## Raw data
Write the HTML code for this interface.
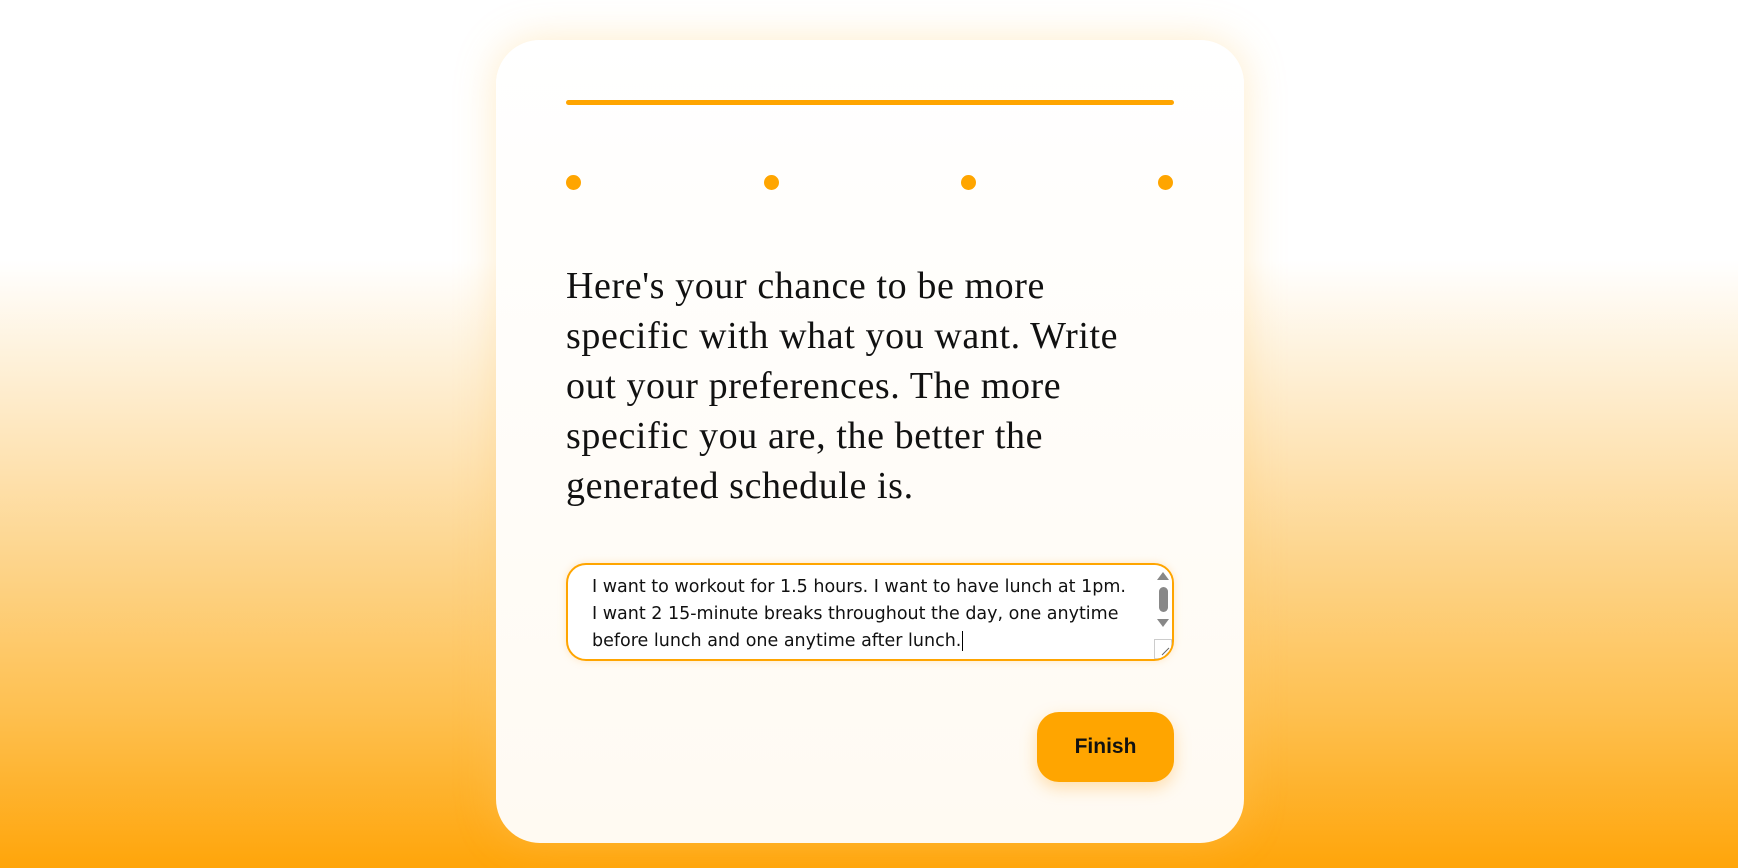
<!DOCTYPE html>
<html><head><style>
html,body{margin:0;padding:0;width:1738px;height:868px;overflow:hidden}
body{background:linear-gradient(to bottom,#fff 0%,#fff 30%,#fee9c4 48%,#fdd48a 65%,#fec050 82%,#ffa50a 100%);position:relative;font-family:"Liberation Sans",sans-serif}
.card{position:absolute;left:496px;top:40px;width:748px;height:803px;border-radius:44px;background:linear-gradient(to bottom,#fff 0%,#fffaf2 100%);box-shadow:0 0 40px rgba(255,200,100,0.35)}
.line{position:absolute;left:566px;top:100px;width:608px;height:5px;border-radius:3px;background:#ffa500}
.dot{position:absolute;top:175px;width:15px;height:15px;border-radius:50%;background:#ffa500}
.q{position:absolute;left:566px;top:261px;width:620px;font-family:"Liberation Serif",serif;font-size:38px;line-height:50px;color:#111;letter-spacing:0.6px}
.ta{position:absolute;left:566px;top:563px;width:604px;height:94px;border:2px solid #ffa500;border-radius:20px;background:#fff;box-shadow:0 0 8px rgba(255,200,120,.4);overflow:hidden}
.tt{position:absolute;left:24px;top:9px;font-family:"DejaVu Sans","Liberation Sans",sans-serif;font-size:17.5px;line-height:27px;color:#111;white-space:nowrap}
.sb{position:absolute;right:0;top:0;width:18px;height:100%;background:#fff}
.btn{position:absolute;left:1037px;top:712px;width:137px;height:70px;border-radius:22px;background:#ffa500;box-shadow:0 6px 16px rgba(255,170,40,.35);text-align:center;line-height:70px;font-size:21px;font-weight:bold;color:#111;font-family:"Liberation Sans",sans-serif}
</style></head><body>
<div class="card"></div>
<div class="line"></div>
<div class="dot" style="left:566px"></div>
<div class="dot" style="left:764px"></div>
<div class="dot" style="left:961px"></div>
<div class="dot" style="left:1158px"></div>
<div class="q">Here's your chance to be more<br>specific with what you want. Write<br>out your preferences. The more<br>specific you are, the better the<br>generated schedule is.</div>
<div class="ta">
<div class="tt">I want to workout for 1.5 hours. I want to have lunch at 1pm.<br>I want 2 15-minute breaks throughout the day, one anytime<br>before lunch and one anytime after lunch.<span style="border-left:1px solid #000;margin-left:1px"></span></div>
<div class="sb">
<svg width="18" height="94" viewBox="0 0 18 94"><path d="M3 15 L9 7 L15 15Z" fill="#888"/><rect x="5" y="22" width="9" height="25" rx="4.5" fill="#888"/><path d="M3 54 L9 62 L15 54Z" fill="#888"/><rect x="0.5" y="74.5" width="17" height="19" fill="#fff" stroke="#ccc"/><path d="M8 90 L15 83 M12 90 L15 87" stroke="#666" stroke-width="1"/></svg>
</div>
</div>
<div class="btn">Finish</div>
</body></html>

## Directions
Transcribe the listing above verbatim. Omit the pictures.

## Result of the exercise
Write the HTML code for this interface.
<!DOCTYPE html>
<html><head><style>
html,body{margin:0;padding:0;width:1738px;height:868px;overflow:hidden}
body{background:linear-gradient(to bottom,#fff 0%,#fff 30%,#fee9c4 48%,#fdd48a 65%,#fec050 82%,#ffa50a 100%);position:relative;font-family:"Liberation Sans",sans-serif}
.card{position:absolute;left:496px;top:40px;width:748px;height:803px;border-radius:44px;background:linear-gradient(to bottom,#fff 0%,#fffaf2 100%);box-shadow:0 0 40px rgba(255,200,100,0.35)}
.line{position:absolute;left:566px;top:100px;width:608px;height:5px;border-radius:3px;background:#ffa500}
.dot{position:absolute;top:175px;width:15px;height:15px;border-radius:50%;background:#ffa500}
.q{position:absolute;left:566px;top:261px;width:620px;font-family:"Liberation Serif",serif;font-size:38px;line-height:50px;color:#111;letter-spacing:0.6px}
.ta{position:absolute;left:566px;top:563px;width:604px;height:94px;border:2px solid #ffa500;border-radius:20px;background:#fff;box-shadow:0 0 8px rgba(255,200,120,.4);overflow:hidden}
.tt{position:absolute;left:24px;top:9px;font-family:"DejaVu Sans","Liberation Sans",sans-serif;font-size:17.5px;line-height:27px;color:#111;white-space:nowrap}
.sb{position:absolute;right:0;top:0;width:18px;height:100%;background:#fff}
.btn{position:absolute;left:1037px;top:712px;width:137px;height:70px;border-radius:22px;background:#ffa500;box-shadow:0 6px 16px rgba(255,170,40,.35);text-align:center;line-height:70px;font-size:21px;font-weight:bold;color:#111;font-family:"Liberation Sans",sans-serif}
</style></head><body>
<div class="card"></div>
<div class="line"></div>
<div class="dot" style="left:566px"></div>
<div class="dot" style="left:764px"></div>
<div class="dot" style="left:961px"></div>
<div class="dot" style="left:1158px"></div>
<div class="q">Here's your chance to be more<br>specific with what you want. Write<br>out your preferences. The more<br>specific you are, the better the<br>generated schedule is.</div>
<div class="ta">
<div class="tt">I want to workout for 1.5 hours. I want to have lunch at 1pm.<br>I want 2 15-minute breaks throughout the day, one anytime<br>before lunch and one anytime after lunch.<span style="border-left:1px solid #000;margin-left:1px"></span></div>
<div class="sb">
<svg width="18" height="94" viewBox="0 0 18 94"><path d="M3 15 L9 7 L15 15Z" fill="#888"/><rect x="5" y="22" width="9" height="25" rx="4.5" fill="#888"/><path d="M3 54 L9 62 L15 54Z" fill="#888"/><rect x="0.5" y="74.5" width="17" height="19" fill="#fff" stroke="#ccc"/><path d="M8 90 L15 83 M12 90 L15 87" stroke="#666" stroke-width="1"/></svg>
</div>
</div>
<div class="btn">Finish</div>
</body></html>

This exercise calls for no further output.